Я заморгал — так что, эти двое не вместе, не на одной стороне?

— И я пойду на все, даже на пытки, снова, — продолжил трибун. — Я не хочу хаоса. Переворот неминуемо приведет к глобальному кризису, Гегемонию охватит новый Мятеж пятнадцати планет, только их будет уже тридцать.

«А мне-то что до вашей Гегемонии?» — подумал я, и сказал:

— Не о чем говорить. Он спрашивал, я отвечал — про то, что за порталом.

Только прищуренные глаза Геррата выдали, насколько он раздосадован.

— Ладно, — сказал он. — Если передумаешь, то найди меня… Помни, что Табгун — враг. Гегемона, да будет он здоров тысячу лет. Враг всех, кто верен трону, всех, кому нужен мир. Даже твой враг, хотя он может прикидываться другом.

И развернувшись, трибун зашагал прочь, исчез среди деревьев.

Глава 13

Дождь затянулся почти на сутки, и это было не очень здорово, но зато эти сутки мы просидели в лагере, отсыпаясь и отъедаясь. Макс спел все песни Верки Сердючки и надоел даже тем, кто раньше слушал его, развесив уши, Ррагат обыграл вбиралу всех так, что если бы на кон ставили деньги, то мы бы оказались по уши в долгах.

Даже я не утерпел, влез, и в результате пришлось, как проигравшему, кукарекать в углу палатки, да еще и встав на четвереньки.

— Вот такой у нас десятник, х-ха! — сообщил Макс под дружный смех бойцов. — Орел! Покажем всем!

Тройняшнки-веша хихикали, Везиг испуганно посмеивался, гоготал во всю глотку американец, даже невозмутимый Дю-Жхе улыбался, и только Етайхо посреди общего веселья оставалась серьезной.

— Да ну вас, — я махнул рукой. — Пойду, подышу воздухом.

Видеть гирванку было неприятно, я знал, что от нее мне так или иначе придется избавиться… Кстати, самое время посетить центуриона, чтобы узнать, что там с моей просьбой о ее переводе…

Я вышел из палатки под дождь, теплые редкие капли тут же пощекотали лоб, намочили шевелюру, под ногами зашелестела сырая трава. Так, до отца-командира недалеко, но сначала надо проверить, как там мой станок — не порвался ли полог, не поселились ли в технике какие-то местные твари.

Все оказалось в порядке, и я повернулся, собираясь уходить, когда увидел того, кого меньше всего ждал увидеть: сержант-техник Диррг стоял, прислонившись к дереву, и вымученно улыбался.
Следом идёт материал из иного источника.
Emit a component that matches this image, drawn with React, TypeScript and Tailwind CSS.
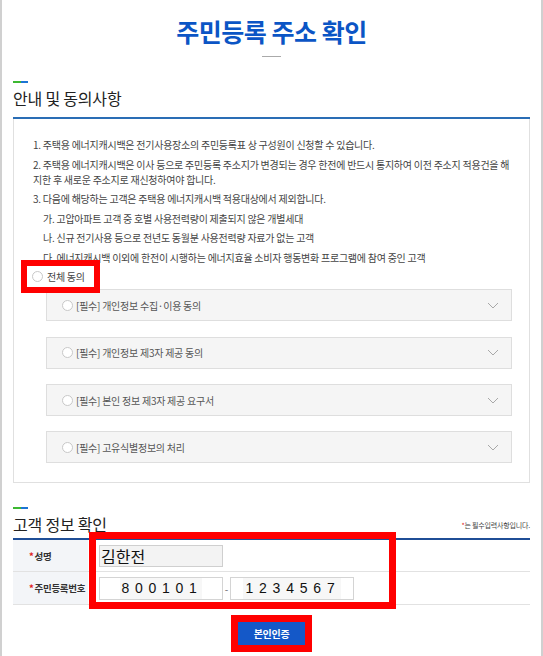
import React from "react";

function SectionHead({ title, mtClass, right }: { title: string; mtClass: string; right?: React.ReactNode }) {
  return (
    <div>
      <div className={`${mtClass} flex h-[2px] w-[15px]`}>
        <div className="w-[8px] bg-[#3cb832]" />
        <div className="w-[7px] bg-[#1c74d4]" />
      </div>
      <div className="flex items-end justify-between">
        <h2 className="mt-[5px] text-[16px] leading-[20px] text-[#222] tracking-[-0.2px]">{title}</h2>
        {right}
      </div>
    </div>
  );
}

function Circle() {
  return <span className="inline-block h-[11px] w-[11px] shrink-0 rounded-full border border-[#c8c8c8] bg-white" />;
}

function Chevron() {
  return (
    <svg width="12" height="7" viewBox="0 0 12 7" fill="none">
      <polyline points="1,1 6,6 11,1" stroke="#a8a8a8" strokeWidth="1" />
    </svg>
  );
}

const accordions = [
  "[필수] 개인정보 수집·이용 동의",
  "[필수] 개인정보 제3자 제공 동의",
  "[필수] 본인 정보 제3자 제공 요구서",
  "[필수] 고유식별정보의 처리",
];

export default function App() {
  return (
    <div className="relative w-full font-['Noto_Sans_CJK_KR','Noto_Sans',sans-serif]">
      <div className="min-h-[656px] w-full border-x-2 border-[#d0d0d0] bg-white px-[11px] pt-[16px] pb-[10px]">
        <h1 className="text-center text-[25px] font-bold leading-[30px] tracking-[-0.5px] text-[#0b55c5]">
          주민등록 주소 확인
        </h1>
        <div className="mx-auto mt-[10px] h-px w-[19px] bg-[#aaaaaa]" />

        <SectionHead title="안내 및 동의사항" mtClass="mt-[24px]" />
        <div className="mt-[9px] h-[2px] bg-[#2a6db5]" />

        <div className="border-x border-b border-[#e0e0e0] pt-[18px] pb-[19px] pl-[19px] pr-[15px]">
          <div className="flex flex-col gap-[4.6px] text-[10px] leading-[15px] tracking-[-0.25px] text-[#444]">
            <p>1. 주택용 에너지캐시백은 전기사용장소의 주민등록표 상 구성원이 신청할 수 있습니다.</p>
            <p>
              2. 주택용 에너지캐시백은 이사 등으로 주민등록 주소지가 변경되는 경우 한전에 반드시 통지하여 이전 주소지 적용건을 해지한 후 새로운 주소지로 재신청하여야 합니다.
            </p>
            <p>3. 다음에 해당하는 고객은 주택용 에너지캐시백 적용대상에서 제외합니다.</p>
            <p className="pl-[10px]">가. 고압아파트 고객 중 호별 사용전력량이 제출되지 않은 개별세대</p>
            <p className="pl-[10px]">나. 신규 전기사용 등으로 전년도 동월분 사용전력량 자료가 없는 고객</p>
            <p className="pl-[10px]">다. 에너지캐시백 이외에 한전이 시행하는 에너지효율 소비자 행동변화 프로그램에 참여 중인 고객</p>
          </div>
          <div className="mt-[3.5px] -ml-[1px] flex h-[16px] items-center gap-[4px]">
            <Circle />
            <span className="text-[10px] tracking-[-0.3px] text-[#444]">전체 동의</span>
          </div>
          <div className="mt-[5px] ml-[13px] mr-[2px] flex flex-col gap-[15.3px]">
            {accordions.map((a) => (
              <div
                key={a}
                className="flex h-[32px] items-center justify-between border border-[#dedede] bg-[#f5f5f5] pl-[15px] pr-[12px]"
              >
                <div className="flex items-center gap-[3px]">
                  <Circle />
                  <span className="text-[10px] tracking-[-0.25px] text-[#555]">{a}</span>
                </div>
                <Chevron />
              </div>
            ))}
          </div>
        </div>

        <SectionHead
          title="고객 정보 확인"
          mtClass="mt-[24px]"
          right={
            <span className="mb-[4px] text-[7px] leading-[10px] tracking-[-0.2px] text-[#444]">
              <span className="text-[#e02020]">*</span>는 필수입력사항입니다.
            </span>
          }
        />
        <div className="mt-[4px] h-[2px] bg-[#1f4e96]" />

        <div className="flex h-[32px] border-b border-[#e2e2e2]">
          <div className="flex w-[75px] items-center bg-[#f3f5f8] pl-[16px] text-[9.5px] font-bold tracking-[-0.3px] text-[#333]">
            <span className="mr-[1px] text-[#e02020]">*</span>성명
          </div>
          <div className="ml-[11px] flex items-center">
            <div className="flex h-[22px] w-[124px] items-center border border-[#cfcfcf] bg-[#f3f3f3] pl-[1px] text-[16px] text-[#111]">
              김한전
            </div>
          </div>
        </div>
        <div className="flex h-[33px] border-b border-[#e2e2e2]">
          <div className="flex w-[75px] items-center bg-[#f3f5f8] pl-[16px] text-[9.5px] font-bold tracking-[-0.3px] text-[#333]">
            <span className="mr-[1px] text-[#e02020]">*</span>주민등록번호
          </div>
          <div className="ml-[11px] flex items-center">
            <div className="flex h-[23px] w-[124px] items-center justify-center border border-[#d4d4d4] bg-white font-['Liberation_Sans',sans-serif] text-[14px] text-[#111]">
              <span className="bg-[#f7f7f7] pl-[2px] tracking-[5.7px]">800101</span>
            </div>
            <span className="w-[7px] text-center text-[10px] text-[#666]">-</span>
            <div className="flex h-[23px] w-[124px] items-center justify-center border border-[#d4d4d4] bg-white font-['Liberation_Sans',sans-serif] text-[14px] text-[#111]">
              <span className="bg-[#f7f7f7] pl-[2px] tracking-[5.8px]">1234567</span>
            </div>
          </div>
        </div>

        <div className="mt-[17px] flex justify-center">
          <button className="h-[23px] w-[68px] bg-[#1458c8] text-[10px] font-bold tracking-[-0.3px] text-white">
            본인인증
          </button>
        </div>
      </div>

      <div className="pointer-events-none absolute left-[21px] top-[260px] h-[33px] w-[79px] border-[6px] border-[#ff0000]" />
      <div className="pointer-events-none absolute left-[89px] top-[532px] h-[77px] w-[307px] border-[7px] border-[#ff0000]" />
      <div className="pointer-events-none absolute left-[231px] top-[615px] h-[37px] w-[81px] border-[7px] border-[#ff0000]" />
    </div>
  );
}
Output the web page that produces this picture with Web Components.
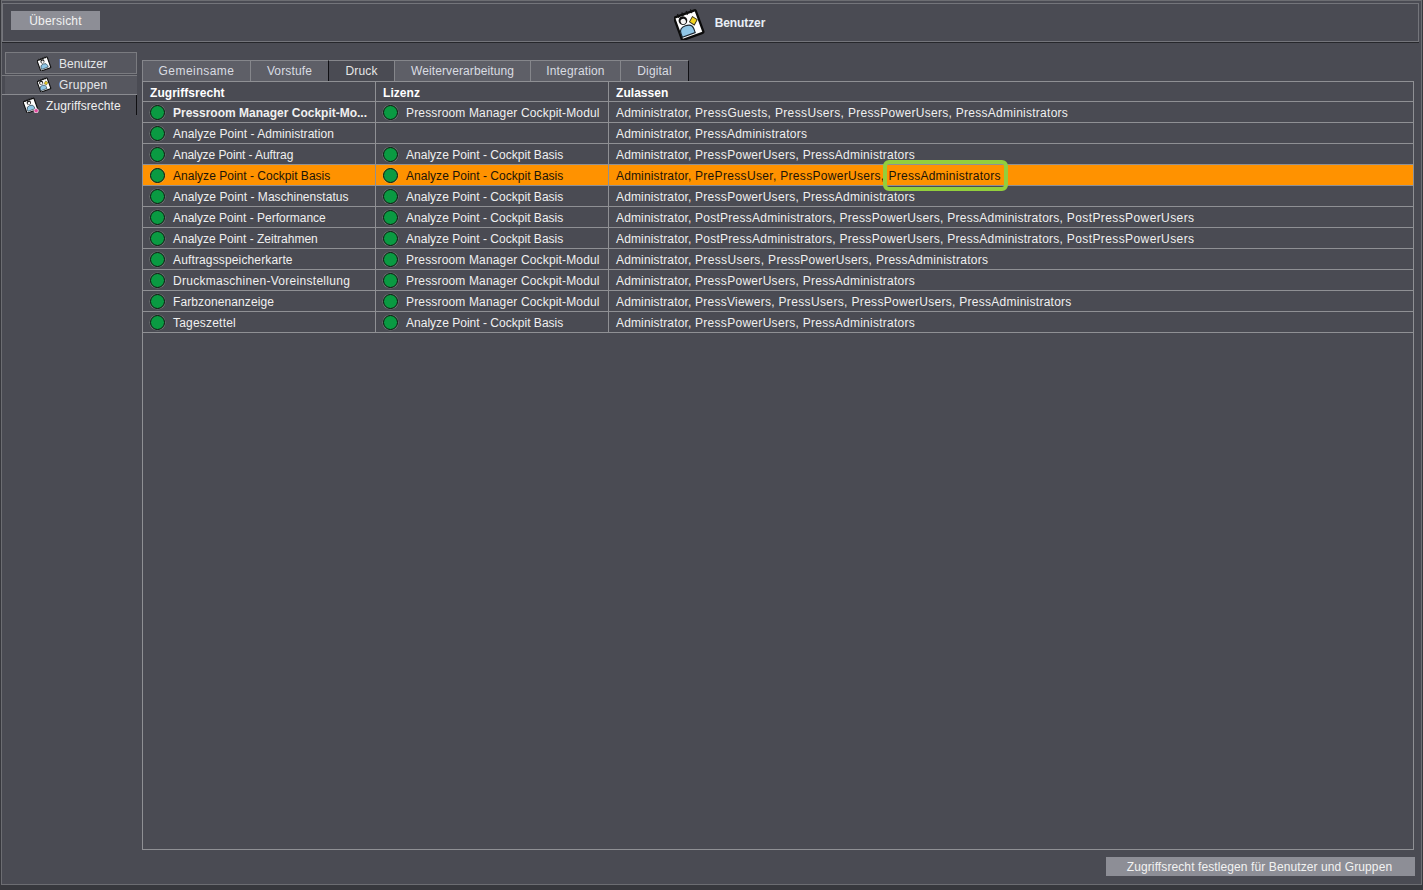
<!DOCTYPE html>
<html lang="de"><head><meta charset="utf-8"><title>Benutzer</title>
<style>
html,body{margin:0;padding:0;height:890px;overflow:hidden;background:#37383d}
body{font:12px "Liberation Sans",Arial,sans-serif;color:#fff}
</style></head><body>
<app-shell>
  <app-header slot="header" title-text="Benutzer"><flat-button ls=".2">Übersicht</flat-button></app-header>
  <side-nav slot="side">
    <nav-item icon="user" state="a" gap="7" pad="31" ls="0">Benutzer</nav-item>
    <nav-item icon="group" state="b" gap="7" pad="35" ls=".25">Gruppen</nav-item>
    <nav-item icon="rights" state="c" gap="7" pad="18" ls=".12">Zugriffsrechte</nav-item>
  </side-nav>
  <tab-bar slot="tabs">
    <tab-item w="108" ls=".45">Gemeinsame</tab-item><tab-item w="78">Vorstufe</tab-item><tab-item w="66" selected>Druck</tab-item><tab-item w="136" ls=".1">Weiterverarbeitung</tab-item><tab-item w="90">Integration</tab-item><tab-item w="68">Digital</tab-item>
  </tab-bar>
  <perm-table slot="table">
    <perm-row head a="Zugriffsrecht" b="Lizenz" c="Zulassen"></perm-row>
    <perm-row strong a="Pressroom Manager Cockpit-Mo..." b="Pressroom Manager Cockpit-Modul" c="Administrator, PressGuests, PressUsers, PressPowerUsers, PressAdministrators"></perm-row>
    <perm-row a="Analyze Point - Administration" c="Administrator, PressAdministrators"></perm-row>
    <perm-row a="Analyze Point - Auftrag" b="Analyze Point - Cockpit Basis" c="Administrator, PressPowerUsers, PressAdministrators"></perm-row>
    <perm-row selected a="Analyze Point - Cockpit Basis" b="Analyze Point - Cockpit Basis" c="Administrator, PrePressUser, PressPowerUsers," mark="PressAdministrators"></perm-row>
    <perm-row a="Analyze Point - Maschinenstatus" b="Analyze Point - Cockpit Basis" c="Administrator, PressPowerUsers, PressAdministrators"></perm-row>
    <perm-row a="Analyze Point - Performance" b="Analyze Point - Cockpit Basis" c="Administrator, PostPressAdministrators, PressPowerUsers, PressAdministrators, PostPressPowerUsers"></perm-row>
    <perm-row a="Analyze Point - Zeitrahmen" b="Analyze Point - Cockpit Basis" c="Administrator, PostPressAdministrators, PressPowerUsers, PressAdministrators, PostPressPowerUsers"></perm-row>
    <perm-row a="Auftragsspeicherkarte" b="Pressroom Manager Cockpit-Modul" c="Administrator, PressUsers, PressPowerUsers, PressAdministrators"></perm-row>
    <perm-row a="Druckmaschinen-Voreinstellung" b="Pressroom Manager Cockpit-Modul" c="Administrator, PressPowerUsers, PressAdministrators"></perm-row>
    <perm-row a="Farbzonenanzeige" b="Pressroom Manager Cockpit-Modul" c="Administrator, PressViewers, PressUsers, PressPowerUsers, PressAdministrators"></perm-row>
    <perm-row a="Tageszettel" b="Analyze Point - Cockpit Basis" c="Administrator, PressPowerUsers, PressAdministrators"></perm-row>
  </perm-table>
  <flat-button slot="action" wide ls=".1">Zugriffsrecht festlegen für Benutzer und Gruppen</flat-button>
</app-shell>
<script>
function def(name, css, html){
  customElements.define(name, class extends HTMLElement{
    constructor(){super();this.attachShadow({mode:'open'});}
    connectedCallback(){
      const h = typeof html==='function'?html(this):html;
      this.shadowRoot.innerHTML='<style>'+css+'</style>'+h;
    }
  });
}
const F='"Liberation Sans",Arial,sans-serif';
/* per-string tracking: the reference uses hinted integer advances */
const LS={
  'Administrator':.15,'PressAdministrators':.26,'PressPowerUsers':.3,'PostPressAdministrators':.26,
  'PressGuests':.35,'PressUsers':.37,'PressViewers':.26,'PrePressUser':.33,'PostPressPowerUsers':.4,
  'Analyze Point - Administration':.05,'Analyze Point - Auftrag':-.08,'Analyze Point - Cockpit Basis':.02,
  'Analyze Point - Maschinenstatus':.05,'Analyze Point - Performance':0,'Analyze Point - Zeitrahmen':0,
  'Auftragsspeicherkarte':.14,'Druckmaschinen-Voreinstellung':.29,'Farbzonenanzeige':.1,'Tageszettel':.2,
  'Pressroom Manager Cockpit-Modul':.16,'Pressroom Manager Cockpit-Mo...':0
};
const tracked=t=>`<span style="letter-spacing:${LS[t]??.05}px">${t}</span>`;
const trackedList=t=>t.split(/(?<=,) /).map((p,i,arr)=>{
  const k=p.replace(/,$/,'');
  return `<span style="letter-spacing:${LS[k]??.05}px;white-space:pre">${p}${i<arr.length-1?' ':''}</span>`;
}).join('');
function figure(kind){
  const person=(x,y)=>`<circle cx="${x}" cy="${y}" r="3.8" fill="#111"/><ellipse cx="${x}" cy="${y+.8}" rx="2.3" ry="2.4" fill="#f4f4f4"/>`;
  const body=(x,y,w)=>`<path d="M${x-w} 23v-3.5q0-5 ${w}-5t${w} 5V23z" fill="#8fc6e6" stroke="#1a2630" stroke-width="1"/>`;
  const fig = {
    user:person(12,9.5)+body(12,15,6.5),
    group:person(9.5,9.5)+body(10,15,6)+'<path d="M14.5 12.5l4-3.5 3 4-4 3.5z" fill="#f2d31e" stroke="#33301a" stroke-width=".8"/>',
    rights:person(12,9.5)+body(12,15,6.5)
  }[kind];
  return '<g transform="rotate(-20 13 15)"><rect x="3" y="4.5" width="20" height="21" rx="1" fill="#fff" stroke="#0c0c0c" stroke-width="2"/><path d="M7 2.5v3.5M11 2.5v3.5M15 2.5v3.5M19 2.5v3.5" stroke="#111" stroke-width="1.1"/>'+fig+'</g>'+(kind==='rights'?'<circle cx="23" cy="24" r="3.8" fill="#e0489c" stroke="#f5f5f5" stroke-width="1.3"/>':'');
}
def('doc-icon',':host{display:inline-block;flex:none;line-height:0}',
  e=>{const s=e.getAttribute('size')||16;return `<svg width="${s}" height="${s}" viewBox="0 0 28 28">${figure(e.getAttribute('kind')||'user')}</svg>`;});
def('status-dot',`:host{display:inline-block;flex:none;width:15px;height:15px;box-sizing:border-box;border-radius:50%;background:#0a9a42;border:1.5px solid #0a140d;box-shadow:0 0 0 .6px rgba(170,185,170,.4)}`,'');
def('flat-button',`:host{display:block;box-sizing:border-box;width:89px;height:19px;background:#8d8e96;color:#f2f2f2;font:12px ${F};text-align:center;line-height:21px;overflow:hidden}
:host([wide]){width:309px;padding-right:2px}`,e=>`<style>:host{letter-spacing:${e.getAttribute('ls')||0}px}</style><slot></slot>`);
def('app-header',`:host{display:flex;box-sizing:border-box;height:39px;margin:2px 2px 0 0;border:1px solid #74757b;align-items:flex-start;padding:7px 0 0 8px;box-shadow:0 1px 0 #26272b}
.t{flex:1;display:flex;justify-content:center;align-items:center;gap:9px;margin-top:-5px;height:35px;font:bold 12px ${F};letter-spacing:-.1px;color:#e8eef5;padding-right:79px}
.t span{margin-top:-2px}`,
  e=>`<slot></slot><div class="t"><doc-icon kind="group" size="32"></doc-icon><span>${e.getAttribute('title-text')}</span></div>`);
def('side-nav',`:host{display:flex;flex-direction:column;width:132px;margin-left:3px;margin-top:10px;flex:none}`,'<slot></slot>');
def('nav-item',`:host{display:flex;box-sizing:border-box;align-items:center;color:#e4e6ea;font:12px ${F}}
:host([state=a]){height:22px;background:#56575f;border:1px solid #7a7b80;margin-bottom:1px}
:host([state=b]){height:20px;margin-left:-3px;background:linear-gradient(#7a7b80,#7a7b80) top/100% 1px no-repeat,linear-gradient(#56575f,#56575f) 3px 0/100% 100% no-repeat;border-bottom:1px solid #8a8b90}
:host([state=c]){height:20px;border-right:1px solid #0f0f12;color:#f0f0f0}
.in{display:flex;align-items:center}
.tx{padding-top:1px}
:host([state=b]) .tx{padding-top:0}`,
  e=>`<div class="in" style="gap:${e.getAttribute('gap')}px;padding-left:${e.getAttribute('pad')}px"><doc-icon kind="${e.getAttribute('icon')}" size="${e.getAttribute('icon')==='rights'?16:15}"></doc-icon><span class="tx" style="letter-spacing:${e.getAttribute('ls')}px"><slot></slot></span></div>`);
def('tab-bar',`:host{display:flex;height:21px;gap:0}`,'<slot></slot>');
def('tab-item',`:host{display:block;box-sizing:border-box;height:21px;background:#5e5f67;border-top:1px solid #85868b;border-left:1px solid #85868b;border-right:1px solid #101014;color:#d9dce2;font:12px ${F};text-align:center;line-height:20px}
:host([selected]){background:#4a4b53;color:#e6e6e6;border-left-color:#101014}`,
  e=>`<style>:host{width:${+e.getAttribute('w')+1}px;margin-right:-1px;letter-spacing:${e.getAttribute('ls')||.15}px}</style><slot></slot>`);
def('perm-table',`:host{display:block;box-sizing:border-box;height:769px;border:1px solid #8f9094;background:#4a4b53}`,'<slot></slot>');
def('perm-row',`:host{display:grid;grid-template-columns:233px 233px 1fr;box-sizing:border-box;height:21px;border-bottom:1px solid #8f9094;color:#f0f0f0;font:12px ${F};white-space:nowrap}
:host([selected]){background:#ff9200;color:#1c1408}
:host([head]){height:20px;font-weight:bold;color:#fff;letter-spacing:.05px}
:host([strong]) .a{font-weight:bold}
.c{display:flex;align-items:center;gap:8px;padding-left:7px;border-right:1px solid #8f9094;overflow:hidden}
.c>span{padding-top:2px}
.c:last-child{border-right:0}
.m{position:relative;margin-left:-4px;letter-spacing:.26px}
.m::after{content:"";position:absolute;left:-5px;right:-7px;top:-7px;bottom:-8px;border:4px solid #93cf3c;border-radius:6px}
.w{overflow:visible}`,
  e=>{
    const head=e.hasAttribute('head'),a=e.getAttribute('a'),b=e.getAttribute('b'),c=e.getAttribute('c'),m=e.getAttribute('mark');
    const dot=head?'':'<status-dot></status-dot>';
    if(head) return `<div class="c a"><span>${a}</span></div><div class="c"><span>${b}</span></div><div class="c w"><span>${c}</span></div>`;
    return `<div class="c a">${dot}${tracked(a)}</div><div class="c">${b?dot+tracked(b):''}</div><div class="c w"><span>${trackedList(c)}</span>${m?`<span class="m">${m}</span>`:''}</div>`;
  });
def('app-shell',`:host{display:flex;flex-direction:column;box-sizing:border-box;width:1421px;height:885px;margin-left:1px;background:#4a4b53;border:1px solid #6c6d72}
.body{display:flex;flex:1;min-height:0}
.main{flex:1;display:flex;flex-direction:column;padding:18px 7px 0 5px;min-width:0}
.foot{display:flex;justify-content:flex-end;margin-top:7px;margin-right:-1px}`,
  `<slot name="header"></slot><div class="body"><slot name="side"></slot><div class="main"><slot name="tabs"></slot><slot name="table"></slot><div class="foot"><slot name="action"></slot></div></div></div>`);
</script>
</body></html>
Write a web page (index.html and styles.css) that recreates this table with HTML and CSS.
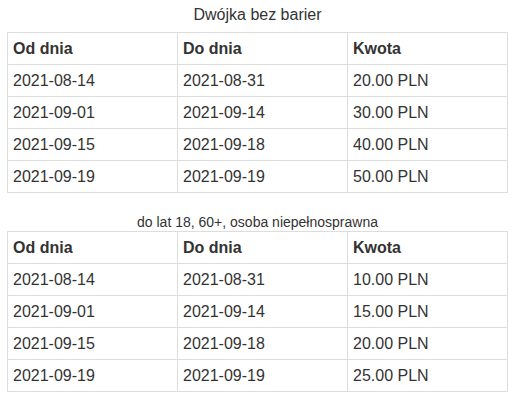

— Ха, привет, — сказал я. — Какими судьбами?

— И тебе привет, — тяжело пробасил Диррг, отлепляясь от ствола и шагая ко мне.

Когда подошел вплотную, я заметил то, что на расстоянии сумерки от меня скрыли: темные круги под глазами, покрытые коростой губы, глубокие, словно застывшие морщины на лбу. Сержанта настиг очередной приступ неизлечимой болезни, собиравшейся в конечном итоге свети его в могилу.

— Как дела, не спрашиваю, — заметил я, когда мы обменялись рукопожатиями.

— Что, так заметно? — Диррг поморщился, замер, уставившись прямо перед собой, и белесая шавванская кожа его стала почти прозрачной. — Сейчас отпустит… Сейчас, сейчас… клянусь задницей Гегемона.